[Begin]
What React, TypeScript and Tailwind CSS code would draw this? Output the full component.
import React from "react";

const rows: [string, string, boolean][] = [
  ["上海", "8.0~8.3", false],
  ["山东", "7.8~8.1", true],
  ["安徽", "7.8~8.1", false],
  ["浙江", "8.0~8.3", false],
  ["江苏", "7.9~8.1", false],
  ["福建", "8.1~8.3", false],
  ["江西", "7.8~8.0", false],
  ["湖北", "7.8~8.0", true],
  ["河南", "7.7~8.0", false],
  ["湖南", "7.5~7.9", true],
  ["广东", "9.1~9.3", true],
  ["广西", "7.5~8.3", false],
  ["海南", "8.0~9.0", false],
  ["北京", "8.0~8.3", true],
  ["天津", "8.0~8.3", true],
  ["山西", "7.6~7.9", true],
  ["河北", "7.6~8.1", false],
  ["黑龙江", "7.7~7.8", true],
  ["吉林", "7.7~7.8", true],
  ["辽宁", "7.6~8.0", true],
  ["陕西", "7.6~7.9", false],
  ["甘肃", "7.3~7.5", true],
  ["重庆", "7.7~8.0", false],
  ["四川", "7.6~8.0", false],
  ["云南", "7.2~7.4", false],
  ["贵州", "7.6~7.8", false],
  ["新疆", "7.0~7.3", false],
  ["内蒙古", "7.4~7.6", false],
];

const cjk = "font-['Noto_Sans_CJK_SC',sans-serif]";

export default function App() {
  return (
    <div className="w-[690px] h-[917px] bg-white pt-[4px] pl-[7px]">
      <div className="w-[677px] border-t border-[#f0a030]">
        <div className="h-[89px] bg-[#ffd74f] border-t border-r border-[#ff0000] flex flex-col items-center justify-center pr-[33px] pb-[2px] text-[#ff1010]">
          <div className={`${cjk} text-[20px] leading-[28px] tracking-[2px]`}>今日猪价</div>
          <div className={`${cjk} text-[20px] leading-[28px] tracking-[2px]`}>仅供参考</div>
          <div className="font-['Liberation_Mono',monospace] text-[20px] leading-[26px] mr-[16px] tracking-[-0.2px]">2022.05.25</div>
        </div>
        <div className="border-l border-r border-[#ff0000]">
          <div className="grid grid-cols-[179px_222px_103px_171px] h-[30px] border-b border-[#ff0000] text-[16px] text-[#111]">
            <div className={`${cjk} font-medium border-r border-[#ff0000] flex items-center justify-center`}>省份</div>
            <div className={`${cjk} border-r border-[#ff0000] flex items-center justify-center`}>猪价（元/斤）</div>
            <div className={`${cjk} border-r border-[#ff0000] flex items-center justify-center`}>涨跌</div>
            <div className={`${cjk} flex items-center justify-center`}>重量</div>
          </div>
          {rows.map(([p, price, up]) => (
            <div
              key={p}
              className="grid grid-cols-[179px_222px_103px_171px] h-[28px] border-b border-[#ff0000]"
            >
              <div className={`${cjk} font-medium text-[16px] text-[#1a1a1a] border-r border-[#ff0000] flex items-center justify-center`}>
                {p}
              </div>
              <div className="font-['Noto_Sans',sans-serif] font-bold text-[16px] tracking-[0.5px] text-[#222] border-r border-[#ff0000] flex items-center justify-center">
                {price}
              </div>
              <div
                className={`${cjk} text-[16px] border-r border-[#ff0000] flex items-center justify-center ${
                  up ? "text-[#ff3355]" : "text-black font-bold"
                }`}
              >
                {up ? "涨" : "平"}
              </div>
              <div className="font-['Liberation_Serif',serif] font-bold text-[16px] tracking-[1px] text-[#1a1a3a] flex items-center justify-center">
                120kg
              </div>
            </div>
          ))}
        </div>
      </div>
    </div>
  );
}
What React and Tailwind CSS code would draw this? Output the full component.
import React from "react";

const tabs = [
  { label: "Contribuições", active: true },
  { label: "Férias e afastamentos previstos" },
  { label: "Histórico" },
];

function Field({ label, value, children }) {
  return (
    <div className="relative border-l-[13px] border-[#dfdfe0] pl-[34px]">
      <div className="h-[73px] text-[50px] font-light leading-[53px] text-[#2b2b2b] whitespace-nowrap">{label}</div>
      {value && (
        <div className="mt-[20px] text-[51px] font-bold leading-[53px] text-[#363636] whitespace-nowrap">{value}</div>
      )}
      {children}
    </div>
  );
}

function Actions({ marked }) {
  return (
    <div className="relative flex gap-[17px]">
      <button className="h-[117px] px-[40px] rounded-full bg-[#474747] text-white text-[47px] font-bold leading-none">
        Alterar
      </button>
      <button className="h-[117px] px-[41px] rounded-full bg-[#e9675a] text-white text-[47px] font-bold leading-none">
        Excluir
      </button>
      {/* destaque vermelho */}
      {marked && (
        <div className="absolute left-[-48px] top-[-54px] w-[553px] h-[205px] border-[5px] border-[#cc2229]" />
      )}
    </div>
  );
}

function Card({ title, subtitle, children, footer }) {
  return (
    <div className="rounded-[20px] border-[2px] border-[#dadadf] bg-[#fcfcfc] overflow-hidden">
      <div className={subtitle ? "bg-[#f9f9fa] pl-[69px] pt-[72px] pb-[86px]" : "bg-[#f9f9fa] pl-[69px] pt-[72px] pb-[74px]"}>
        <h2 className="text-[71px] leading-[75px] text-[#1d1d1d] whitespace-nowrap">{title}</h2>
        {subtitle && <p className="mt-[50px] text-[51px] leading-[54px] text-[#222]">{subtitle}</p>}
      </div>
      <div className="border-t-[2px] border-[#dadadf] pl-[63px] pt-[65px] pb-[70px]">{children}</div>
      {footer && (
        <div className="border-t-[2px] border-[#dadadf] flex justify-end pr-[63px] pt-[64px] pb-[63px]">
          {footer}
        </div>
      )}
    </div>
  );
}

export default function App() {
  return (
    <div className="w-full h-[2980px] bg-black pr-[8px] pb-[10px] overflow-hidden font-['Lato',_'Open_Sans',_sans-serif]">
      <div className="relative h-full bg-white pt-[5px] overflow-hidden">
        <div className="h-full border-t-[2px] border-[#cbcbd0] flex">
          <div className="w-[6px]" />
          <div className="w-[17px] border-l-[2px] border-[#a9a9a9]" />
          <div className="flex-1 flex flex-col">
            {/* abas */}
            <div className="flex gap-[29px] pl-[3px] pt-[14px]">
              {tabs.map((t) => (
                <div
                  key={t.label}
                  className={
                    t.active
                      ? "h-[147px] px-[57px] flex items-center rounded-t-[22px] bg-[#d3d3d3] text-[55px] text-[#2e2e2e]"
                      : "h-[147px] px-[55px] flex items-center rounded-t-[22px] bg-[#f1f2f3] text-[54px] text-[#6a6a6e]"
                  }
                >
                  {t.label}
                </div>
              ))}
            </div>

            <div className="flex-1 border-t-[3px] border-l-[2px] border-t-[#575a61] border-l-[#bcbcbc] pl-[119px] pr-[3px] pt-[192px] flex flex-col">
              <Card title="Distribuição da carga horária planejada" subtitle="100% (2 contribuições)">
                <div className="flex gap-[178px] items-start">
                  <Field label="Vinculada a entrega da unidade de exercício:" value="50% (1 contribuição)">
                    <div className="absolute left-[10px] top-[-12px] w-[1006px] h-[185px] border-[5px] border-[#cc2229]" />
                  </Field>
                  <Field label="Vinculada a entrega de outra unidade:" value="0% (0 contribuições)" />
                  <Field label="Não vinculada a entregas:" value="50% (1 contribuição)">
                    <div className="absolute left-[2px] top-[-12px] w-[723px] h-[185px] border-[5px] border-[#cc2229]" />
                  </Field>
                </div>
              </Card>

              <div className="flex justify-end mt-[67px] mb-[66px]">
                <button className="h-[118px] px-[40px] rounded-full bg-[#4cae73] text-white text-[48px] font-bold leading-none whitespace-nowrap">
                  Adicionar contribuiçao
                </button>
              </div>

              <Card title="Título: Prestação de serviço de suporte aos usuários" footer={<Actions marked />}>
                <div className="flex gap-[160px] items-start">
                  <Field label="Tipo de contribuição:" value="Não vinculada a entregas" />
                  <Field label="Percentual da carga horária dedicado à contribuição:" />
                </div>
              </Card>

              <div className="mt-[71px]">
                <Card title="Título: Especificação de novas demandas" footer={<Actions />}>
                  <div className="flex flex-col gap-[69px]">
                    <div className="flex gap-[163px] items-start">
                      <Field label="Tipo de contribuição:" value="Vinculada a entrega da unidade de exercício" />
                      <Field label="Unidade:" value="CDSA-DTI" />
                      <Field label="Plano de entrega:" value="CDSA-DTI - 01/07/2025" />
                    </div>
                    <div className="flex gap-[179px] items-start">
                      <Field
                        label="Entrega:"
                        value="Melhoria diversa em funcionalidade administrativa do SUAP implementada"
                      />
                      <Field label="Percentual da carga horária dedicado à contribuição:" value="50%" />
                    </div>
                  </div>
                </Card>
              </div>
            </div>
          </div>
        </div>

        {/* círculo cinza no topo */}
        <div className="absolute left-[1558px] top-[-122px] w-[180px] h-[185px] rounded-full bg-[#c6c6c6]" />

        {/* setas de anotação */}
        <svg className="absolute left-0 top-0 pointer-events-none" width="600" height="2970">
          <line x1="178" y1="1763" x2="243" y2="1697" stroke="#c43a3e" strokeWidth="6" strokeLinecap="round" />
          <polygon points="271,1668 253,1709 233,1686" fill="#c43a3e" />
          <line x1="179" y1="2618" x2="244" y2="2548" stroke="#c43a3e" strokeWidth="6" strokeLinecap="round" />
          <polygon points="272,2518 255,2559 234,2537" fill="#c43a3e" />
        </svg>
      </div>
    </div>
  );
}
[End]
(What is needed) Copy all lines from the listing that contain "Output".

(Task answer)
What React, TypeScript and Tailwind CSS code would draw this? Output the full component.
What React and Tailwind CSS code would draw this? Output the full component.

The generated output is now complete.